▶ **AIM**
Give the number of lines that include the word "table", nothing more.
--- BEGIN AVAILABLE RECORDS ---
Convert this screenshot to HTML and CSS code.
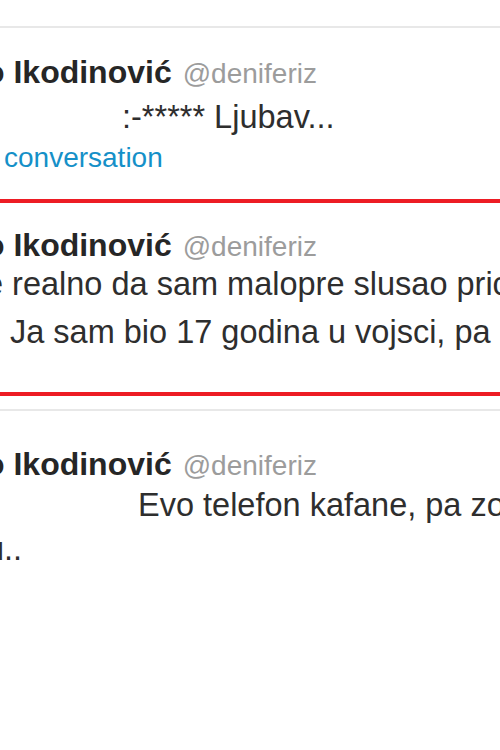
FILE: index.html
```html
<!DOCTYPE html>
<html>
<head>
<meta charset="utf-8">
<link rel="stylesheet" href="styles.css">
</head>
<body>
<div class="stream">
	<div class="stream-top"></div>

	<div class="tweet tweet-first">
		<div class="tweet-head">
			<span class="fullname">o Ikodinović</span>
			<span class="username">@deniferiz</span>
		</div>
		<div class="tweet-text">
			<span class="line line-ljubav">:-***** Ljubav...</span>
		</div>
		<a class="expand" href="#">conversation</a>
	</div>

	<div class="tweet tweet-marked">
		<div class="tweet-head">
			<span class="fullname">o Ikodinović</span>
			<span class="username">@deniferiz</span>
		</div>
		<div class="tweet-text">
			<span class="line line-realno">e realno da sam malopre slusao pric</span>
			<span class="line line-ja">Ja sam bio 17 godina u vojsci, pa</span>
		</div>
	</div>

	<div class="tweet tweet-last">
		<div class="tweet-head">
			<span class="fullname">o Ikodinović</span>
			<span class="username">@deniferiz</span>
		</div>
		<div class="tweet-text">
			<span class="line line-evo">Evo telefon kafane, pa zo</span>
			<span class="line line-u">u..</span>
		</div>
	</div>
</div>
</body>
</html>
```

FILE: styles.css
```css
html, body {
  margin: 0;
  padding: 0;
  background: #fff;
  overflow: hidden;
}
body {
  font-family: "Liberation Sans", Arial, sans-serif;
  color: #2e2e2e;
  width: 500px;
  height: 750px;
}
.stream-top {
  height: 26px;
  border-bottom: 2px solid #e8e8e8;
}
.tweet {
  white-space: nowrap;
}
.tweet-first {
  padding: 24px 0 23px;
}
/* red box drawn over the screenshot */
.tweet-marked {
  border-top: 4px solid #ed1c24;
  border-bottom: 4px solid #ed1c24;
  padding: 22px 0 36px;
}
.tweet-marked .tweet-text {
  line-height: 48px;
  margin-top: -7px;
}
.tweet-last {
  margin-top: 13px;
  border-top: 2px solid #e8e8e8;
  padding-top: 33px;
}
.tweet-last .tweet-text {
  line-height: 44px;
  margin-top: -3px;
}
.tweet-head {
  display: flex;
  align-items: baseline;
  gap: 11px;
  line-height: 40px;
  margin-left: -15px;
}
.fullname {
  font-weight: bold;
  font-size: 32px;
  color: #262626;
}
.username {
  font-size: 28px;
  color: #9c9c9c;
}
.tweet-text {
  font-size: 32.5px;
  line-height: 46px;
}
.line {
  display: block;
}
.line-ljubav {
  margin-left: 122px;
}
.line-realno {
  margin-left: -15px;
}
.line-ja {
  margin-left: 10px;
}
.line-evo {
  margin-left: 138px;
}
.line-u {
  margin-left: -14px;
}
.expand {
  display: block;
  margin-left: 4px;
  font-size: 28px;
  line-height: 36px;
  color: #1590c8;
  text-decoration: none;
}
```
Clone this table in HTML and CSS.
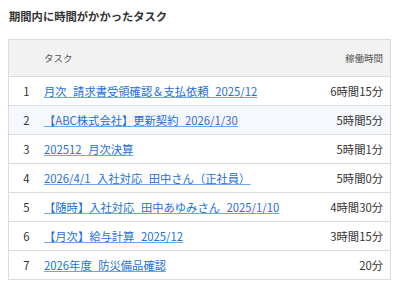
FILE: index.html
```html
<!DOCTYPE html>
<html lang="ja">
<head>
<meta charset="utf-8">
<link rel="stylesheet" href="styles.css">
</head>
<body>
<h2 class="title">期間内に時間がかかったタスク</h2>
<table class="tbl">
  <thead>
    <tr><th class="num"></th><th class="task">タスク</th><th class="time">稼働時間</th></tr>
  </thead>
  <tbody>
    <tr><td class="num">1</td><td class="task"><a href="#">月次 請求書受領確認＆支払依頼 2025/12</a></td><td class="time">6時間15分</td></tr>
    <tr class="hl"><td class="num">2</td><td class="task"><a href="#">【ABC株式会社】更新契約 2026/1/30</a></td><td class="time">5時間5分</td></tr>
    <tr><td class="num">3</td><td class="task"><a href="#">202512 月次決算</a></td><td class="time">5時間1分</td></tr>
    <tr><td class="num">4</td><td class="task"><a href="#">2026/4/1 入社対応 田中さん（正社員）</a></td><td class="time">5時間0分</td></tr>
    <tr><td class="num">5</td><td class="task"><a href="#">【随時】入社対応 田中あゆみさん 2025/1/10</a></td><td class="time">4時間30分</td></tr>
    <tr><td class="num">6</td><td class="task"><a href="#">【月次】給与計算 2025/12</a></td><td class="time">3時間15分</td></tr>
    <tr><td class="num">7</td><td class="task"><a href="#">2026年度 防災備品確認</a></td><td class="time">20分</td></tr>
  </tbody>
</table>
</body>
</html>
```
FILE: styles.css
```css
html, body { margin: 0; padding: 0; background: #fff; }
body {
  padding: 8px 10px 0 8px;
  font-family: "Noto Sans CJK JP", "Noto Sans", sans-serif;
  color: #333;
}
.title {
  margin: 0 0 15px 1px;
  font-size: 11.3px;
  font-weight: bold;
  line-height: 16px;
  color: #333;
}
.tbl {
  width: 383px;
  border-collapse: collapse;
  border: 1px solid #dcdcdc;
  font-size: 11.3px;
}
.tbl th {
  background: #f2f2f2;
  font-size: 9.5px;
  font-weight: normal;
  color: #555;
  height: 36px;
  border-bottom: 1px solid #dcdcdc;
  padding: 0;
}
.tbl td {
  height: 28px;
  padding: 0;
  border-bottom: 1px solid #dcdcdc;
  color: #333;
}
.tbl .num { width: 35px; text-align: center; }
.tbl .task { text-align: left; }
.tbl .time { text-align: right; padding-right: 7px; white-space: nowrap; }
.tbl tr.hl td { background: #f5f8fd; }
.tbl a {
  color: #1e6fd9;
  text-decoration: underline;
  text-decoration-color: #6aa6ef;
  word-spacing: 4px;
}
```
--- END AVAILABLE RECORDS ---
▶ **ANSWER TO THE PROBLEM**
3